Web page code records
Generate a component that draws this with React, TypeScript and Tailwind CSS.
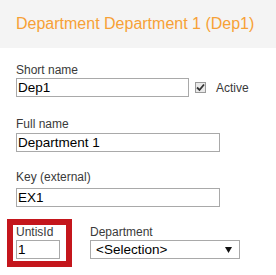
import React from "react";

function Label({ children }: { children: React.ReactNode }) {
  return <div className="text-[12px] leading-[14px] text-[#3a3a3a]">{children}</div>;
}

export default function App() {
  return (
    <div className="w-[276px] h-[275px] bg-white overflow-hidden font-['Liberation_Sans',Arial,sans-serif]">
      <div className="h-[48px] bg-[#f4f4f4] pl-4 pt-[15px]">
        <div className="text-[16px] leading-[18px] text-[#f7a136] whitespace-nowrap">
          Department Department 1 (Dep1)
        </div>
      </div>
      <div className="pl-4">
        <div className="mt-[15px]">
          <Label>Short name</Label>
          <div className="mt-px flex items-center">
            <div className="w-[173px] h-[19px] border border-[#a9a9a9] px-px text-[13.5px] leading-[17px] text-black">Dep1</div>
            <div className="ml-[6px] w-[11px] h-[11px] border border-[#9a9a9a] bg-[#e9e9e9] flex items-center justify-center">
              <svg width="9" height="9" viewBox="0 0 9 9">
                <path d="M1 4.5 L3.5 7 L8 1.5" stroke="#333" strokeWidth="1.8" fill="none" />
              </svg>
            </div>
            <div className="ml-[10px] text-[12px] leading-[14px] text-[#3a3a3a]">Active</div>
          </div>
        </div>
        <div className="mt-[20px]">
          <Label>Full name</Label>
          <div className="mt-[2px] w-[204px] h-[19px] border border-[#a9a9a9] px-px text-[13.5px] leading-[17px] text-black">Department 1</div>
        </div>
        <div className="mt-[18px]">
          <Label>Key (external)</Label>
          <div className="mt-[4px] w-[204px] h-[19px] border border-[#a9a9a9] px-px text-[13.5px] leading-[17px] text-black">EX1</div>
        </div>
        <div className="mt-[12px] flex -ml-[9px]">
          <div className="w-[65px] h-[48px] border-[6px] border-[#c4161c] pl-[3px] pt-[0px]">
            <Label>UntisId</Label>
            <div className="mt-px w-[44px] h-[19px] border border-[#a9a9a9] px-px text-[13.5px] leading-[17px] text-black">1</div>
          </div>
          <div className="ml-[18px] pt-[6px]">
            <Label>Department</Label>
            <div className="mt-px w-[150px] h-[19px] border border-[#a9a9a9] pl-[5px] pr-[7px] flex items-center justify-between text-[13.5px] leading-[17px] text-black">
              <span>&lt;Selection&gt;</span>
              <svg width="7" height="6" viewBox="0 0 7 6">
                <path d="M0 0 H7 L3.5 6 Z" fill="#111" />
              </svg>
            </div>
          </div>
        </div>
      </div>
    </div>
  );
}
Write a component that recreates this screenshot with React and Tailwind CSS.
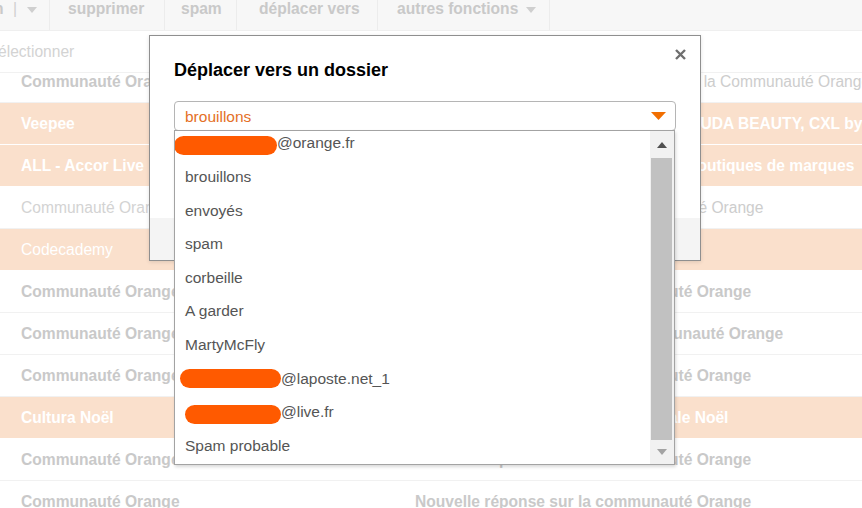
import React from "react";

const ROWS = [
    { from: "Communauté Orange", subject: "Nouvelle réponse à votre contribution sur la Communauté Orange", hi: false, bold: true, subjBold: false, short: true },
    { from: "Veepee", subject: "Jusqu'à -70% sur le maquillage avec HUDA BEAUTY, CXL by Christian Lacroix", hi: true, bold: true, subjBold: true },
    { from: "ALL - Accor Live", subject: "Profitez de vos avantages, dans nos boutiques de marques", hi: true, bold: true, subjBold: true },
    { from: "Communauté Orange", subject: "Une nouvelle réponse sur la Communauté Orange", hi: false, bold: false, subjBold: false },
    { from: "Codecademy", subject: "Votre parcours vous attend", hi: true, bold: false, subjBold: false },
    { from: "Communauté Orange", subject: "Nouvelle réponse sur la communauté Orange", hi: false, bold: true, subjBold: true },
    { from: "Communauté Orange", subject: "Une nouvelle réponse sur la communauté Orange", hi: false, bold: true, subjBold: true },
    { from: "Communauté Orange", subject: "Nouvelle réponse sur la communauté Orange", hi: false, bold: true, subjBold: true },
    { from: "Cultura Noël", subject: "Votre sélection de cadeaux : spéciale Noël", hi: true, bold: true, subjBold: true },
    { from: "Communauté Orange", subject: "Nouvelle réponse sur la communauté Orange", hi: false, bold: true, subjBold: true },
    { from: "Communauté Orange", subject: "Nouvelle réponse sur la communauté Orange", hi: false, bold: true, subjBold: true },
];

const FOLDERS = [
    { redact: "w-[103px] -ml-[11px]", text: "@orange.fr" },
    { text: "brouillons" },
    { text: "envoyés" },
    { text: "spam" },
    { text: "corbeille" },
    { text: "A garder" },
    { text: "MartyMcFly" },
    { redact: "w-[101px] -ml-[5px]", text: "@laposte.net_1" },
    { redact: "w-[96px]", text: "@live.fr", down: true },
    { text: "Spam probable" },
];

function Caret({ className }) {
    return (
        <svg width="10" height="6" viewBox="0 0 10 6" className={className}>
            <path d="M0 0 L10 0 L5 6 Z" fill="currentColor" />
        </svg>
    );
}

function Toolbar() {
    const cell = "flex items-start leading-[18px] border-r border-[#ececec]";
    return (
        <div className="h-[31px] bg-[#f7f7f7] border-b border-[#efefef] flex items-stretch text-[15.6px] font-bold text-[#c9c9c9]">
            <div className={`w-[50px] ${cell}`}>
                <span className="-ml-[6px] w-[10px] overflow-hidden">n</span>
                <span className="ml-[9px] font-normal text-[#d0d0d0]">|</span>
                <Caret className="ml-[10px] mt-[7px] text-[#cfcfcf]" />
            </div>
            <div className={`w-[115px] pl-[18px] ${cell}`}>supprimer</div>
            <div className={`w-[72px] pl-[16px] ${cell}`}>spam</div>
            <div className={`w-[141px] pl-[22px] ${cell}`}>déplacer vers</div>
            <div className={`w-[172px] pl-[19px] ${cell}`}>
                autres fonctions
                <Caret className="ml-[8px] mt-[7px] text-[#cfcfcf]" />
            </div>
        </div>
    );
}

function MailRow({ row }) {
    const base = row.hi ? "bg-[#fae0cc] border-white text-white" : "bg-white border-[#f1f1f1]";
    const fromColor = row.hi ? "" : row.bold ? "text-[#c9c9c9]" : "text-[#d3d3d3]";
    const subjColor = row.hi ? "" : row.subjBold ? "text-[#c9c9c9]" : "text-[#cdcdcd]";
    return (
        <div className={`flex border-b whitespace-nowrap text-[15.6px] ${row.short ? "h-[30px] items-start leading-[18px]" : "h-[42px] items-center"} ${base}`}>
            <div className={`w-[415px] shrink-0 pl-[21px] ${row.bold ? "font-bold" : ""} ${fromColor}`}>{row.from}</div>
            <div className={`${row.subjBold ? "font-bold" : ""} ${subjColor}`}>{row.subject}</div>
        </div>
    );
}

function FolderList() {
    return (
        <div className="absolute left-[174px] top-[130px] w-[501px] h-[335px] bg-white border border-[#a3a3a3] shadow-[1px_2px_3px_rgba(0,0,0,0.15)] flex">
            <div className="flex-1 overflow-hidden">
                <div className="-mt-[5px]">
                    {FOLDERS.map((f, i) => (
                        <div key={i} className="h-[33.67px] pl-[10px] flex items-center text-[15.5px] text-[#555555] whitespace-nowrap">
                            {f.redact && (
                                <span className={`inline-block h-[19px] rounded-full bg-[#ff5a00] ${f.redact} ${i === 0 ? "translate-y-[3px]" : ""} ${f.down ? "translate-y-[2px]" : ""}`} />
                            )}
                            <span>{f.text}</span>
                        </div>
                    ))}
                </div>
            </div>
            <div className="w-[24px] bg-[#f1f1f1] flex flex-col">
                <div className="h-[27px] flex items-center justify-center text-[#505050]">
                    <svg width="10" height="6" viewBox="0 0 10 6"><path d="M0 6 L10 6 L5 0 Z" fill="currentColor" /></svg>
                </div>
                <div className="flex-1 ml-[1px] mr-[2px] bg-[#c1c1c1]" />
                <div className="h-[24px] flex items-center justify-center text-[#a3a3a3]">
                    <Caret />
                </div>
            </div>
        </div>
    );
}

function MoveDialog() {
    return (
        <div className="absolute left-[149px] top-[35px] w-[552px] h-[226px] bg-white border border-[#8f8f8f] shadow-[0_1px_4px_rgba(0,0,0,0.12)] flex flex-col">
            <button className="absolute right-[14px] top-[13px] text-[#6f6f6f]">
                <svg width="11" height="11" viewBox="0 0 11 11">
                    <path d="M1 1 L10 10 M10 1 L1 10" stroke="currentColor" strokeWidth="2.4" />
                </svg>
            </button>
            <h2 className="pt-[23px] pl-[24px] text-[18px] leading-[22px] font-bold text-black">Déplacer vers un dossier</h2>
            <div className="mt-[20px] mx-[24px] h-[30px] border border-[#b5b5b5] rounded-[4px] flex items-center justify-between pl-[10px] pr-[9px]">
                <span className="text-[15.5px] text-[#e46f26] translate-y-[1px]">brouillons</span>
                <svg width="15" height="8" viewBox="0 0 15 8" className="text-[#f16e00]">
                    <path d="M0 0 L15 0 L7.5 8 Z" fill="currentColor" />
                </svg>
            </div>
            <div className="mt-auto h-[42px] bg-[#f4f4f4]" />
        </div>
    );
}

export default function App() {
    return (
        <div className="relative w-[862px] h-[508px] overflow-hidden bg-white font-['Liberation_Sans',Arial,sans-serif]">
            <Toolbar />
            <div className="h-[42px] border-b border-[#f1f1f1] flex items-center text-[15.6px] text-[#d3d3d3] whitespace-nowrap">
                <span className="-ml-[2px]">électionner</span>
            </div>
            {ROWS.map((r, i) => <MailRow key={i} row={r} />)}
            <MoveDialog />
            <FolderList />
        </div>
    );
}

AIM
Copy out the lines in which the string "that" appears.

TASK SOLUTION
Generate a component that draws this with React, TypeScript and Tailwind CSS.
Write a component that recreates this screenshot with React and Tailwind CSS.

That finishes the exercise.